= PROVIDED MATERIAL =

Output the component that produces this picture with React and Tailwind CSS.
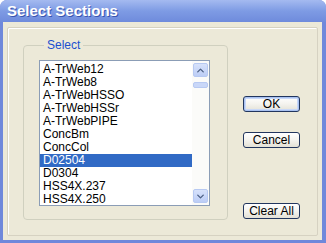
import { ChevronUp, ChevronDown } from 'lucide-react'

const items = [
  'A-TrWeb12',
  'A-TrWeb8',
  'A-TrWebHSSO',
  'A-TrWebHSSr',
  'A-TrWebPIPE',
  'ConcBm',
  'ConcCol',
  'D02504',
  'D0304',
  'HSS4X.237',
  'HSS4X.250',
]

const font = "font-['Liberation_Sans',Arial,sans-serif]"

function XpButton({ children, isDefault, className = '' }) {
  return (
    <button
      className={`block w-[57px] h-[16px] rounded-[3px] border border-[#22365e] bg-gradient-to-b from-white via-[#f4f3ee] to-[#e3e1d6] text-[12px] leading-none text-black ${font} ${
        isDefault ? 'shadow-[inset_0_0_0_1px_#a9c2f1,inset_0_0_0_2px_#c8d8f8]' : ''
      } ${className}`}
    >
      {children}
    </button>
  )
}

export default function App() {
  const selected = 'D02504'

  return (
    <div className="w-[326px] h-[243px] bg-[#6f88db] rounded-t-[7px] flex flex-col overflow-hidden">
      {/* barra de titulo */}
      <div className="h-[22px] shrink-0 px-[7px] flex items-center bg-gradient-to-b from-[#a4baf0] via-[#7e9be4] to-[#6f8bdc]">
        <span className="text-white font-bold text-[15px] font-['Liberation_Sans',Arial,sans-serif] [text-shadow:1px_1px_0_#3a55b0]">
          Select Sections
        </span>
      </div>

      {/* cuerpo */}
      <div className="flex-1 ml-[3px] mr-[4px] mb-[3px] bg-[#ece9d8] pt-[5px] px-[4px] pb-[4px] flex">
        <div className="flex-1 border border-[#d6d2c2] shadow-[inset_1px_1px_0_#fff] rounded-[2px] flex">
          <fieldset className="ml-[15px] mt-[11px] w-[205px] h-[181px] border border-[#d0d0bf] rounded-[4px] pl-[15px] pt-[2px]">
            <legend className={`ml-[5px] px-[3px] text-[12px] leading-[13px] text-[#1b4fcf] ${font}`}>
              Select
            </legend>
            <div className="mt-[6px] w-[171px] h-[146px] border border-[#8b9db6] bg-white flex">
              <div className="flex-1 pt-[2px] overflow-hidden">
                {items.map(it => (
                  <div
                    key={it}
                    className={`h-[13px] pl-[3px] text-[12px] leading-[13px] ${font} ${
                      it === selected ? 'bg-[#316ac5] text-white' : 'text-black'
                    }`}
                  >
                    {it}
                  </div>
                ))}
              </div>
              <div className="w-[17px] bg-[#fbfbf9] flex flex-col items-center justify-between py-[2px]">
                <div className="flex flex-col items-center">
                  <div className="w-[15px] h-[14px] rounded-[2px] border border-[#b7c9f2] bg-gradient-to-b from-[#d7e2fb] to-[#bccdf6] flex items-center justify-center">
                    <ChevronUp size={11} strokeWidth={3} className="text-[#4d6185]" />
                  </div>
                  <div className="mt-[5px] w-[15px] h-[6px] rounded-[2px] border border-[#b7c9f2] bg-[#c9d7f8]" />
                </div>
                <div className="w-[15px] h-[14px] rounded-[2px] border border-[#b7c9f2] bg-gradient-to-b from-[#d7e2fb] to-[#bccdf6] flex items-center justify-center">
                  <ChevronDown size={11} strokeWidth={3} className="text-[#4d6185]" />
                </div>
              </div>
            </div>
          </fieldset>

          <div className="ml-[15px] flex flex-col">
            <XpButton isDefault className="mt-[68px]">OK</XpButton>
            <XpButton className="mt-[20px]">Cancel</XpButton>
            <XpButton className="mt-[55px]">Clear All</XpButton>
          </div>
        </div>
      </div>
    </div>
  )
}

= GIVEN PROBLEM =
Without the images, write out each line of the data verbatim.

= FINAL RESULT =
Output the component that produces this picture with React and Tailwind CSS.
import { ChevronUp, ChevronDown } from 'lucide-react'

const items = [
  'A-TrWeb12',
  'A-TrWeb8',
  'A-TrWebHSSO',
  'A-TrWebHSSr',
  'A-TrWebPIPE',
  'ConcBm',
  'ConcCol',
  'D02504',
  'D0304',
  'HSS4X.237',
  'HSS4X.250',
]

const font = "font-['Liberation_Sans',Arial,sans-serif]"

function XpButton({ children, isDefault, className = '' }) {
  return (
    <button
      className={`block w-[57px] h-[16px] rounded-[3px] border border-[#22365e] bg-gradient-to-b from-white via-[#f4f3ee] to-[#e3e1d6] text-[12px] leading-none text-black ${font} ${
        isDefault ? 'shadow-[inset_0_0_0_1px_#a9c2f1,inset_0_0_0_2px_#c8d8f8]' : ''
      } ${className}`}
    >
      {children}
    </button>
  )
}

export default function App() {
  const selected = 'D02504'

  return (
    <div className="w-[326px] h-[243px] bg-[#6f88db] rounded-t-[7px] flex flex-col overflow-hidden">
      {/* barra de titulo */}
      <div className="h-[22px] shrink-0 px-[7px] flex items-center bg-gradient-to-b from-[#a4baf0] via-[#7e9be4] to-[#6f8bdc]">
        <span className="text-white font-bold text-[15px] font-['Liberation_Sans',Arial,sans-serif] [text-shadow:1px_1px_0_#3a55b0]">
          Select Sections
        </span>
      </div>

      {/* cuerpo */}
      <div className="flex-1 ml-[3px] mr-[4px] mb-[3px] bg-[#ece9d8] pt-[5px] px-[4px] pb-[4px] flex">
        <div className="flex-1 border border-[#d6d2c2] shadow-[inset_1px_1px_0_#fff] rounded-[2px] flex">
          <fieldset className="ml-[15px] mt-[11px] w-[205px] h-[181px] border border-[#d0d0bf] rounded-[4px] pl-[15px] pt-[2px]">
            <legend className={`ml-[5px] px-[3px] text-[12px] leading-[13px] text-[#1b4fcf] ${font}`}>
              Select
            </legend>
            <div className="mt-[6px] w-[171px] h-[146px] border border-[#8b9db6] bg-white flex">
              <div className="flex-1 pt-[2px] overflow-hidden">
                {items.map(it => (
                  <div
                    key={it}
                    className={`h-[13px] pl-[3px] text-[12px] leading-[13px] ${font} ${
                      it === selected ? 'bg-[#316ac5] text-white' : 'text-black'
                    }`}
                  >
                    {it}
                  </div>
                ))}
              </div>
              <div className="w-[17px] bg-[#fbfbf9] flex flex-col items-center justify-between py-[2px]">
                <div className="flex flex-col items-center">
                  <div className="w-[15px] h-[14px] rounded-[2px] border border-[#b7c9f2] bg-gradient-to-b from-[#d7e2fb] to-[#bccdf6] flex items-center justify-center">
                    <ChevronUp size={11} strokeWidth={3} className="text-[#4d6185]" />
                  </div>
                  <div className="mt-[5px] w-[15px] h-[6px] rounded-[2px] border border-[#b7c9f2] bg-[#c9d7f8]" />
                </div>
                <div className="w-[15px] h-[14px] rounded-[2px] border border-[#b7c9f2] bg-gradient-to-b from-[#d7e2fb] to-[#bccdf6] flex items-center justify-center">
                  <ChevronDown size={11} strokeWidth={3} className="text-[#4d6185]" />
                </div>
              </div>
            </div>
          </fieldset>

          <div className="ml-[15px] flex flex-col">
            <XpButton isDefault className="mt-[68px]">OK</XpButton>
            <XpButton className="mt-[20px]">Cancel</XpButton>
            <XpButton className="mt-[55px]">Clear All</XpButton>
          </div>
        </div>
      </div>
    </div>
  )
}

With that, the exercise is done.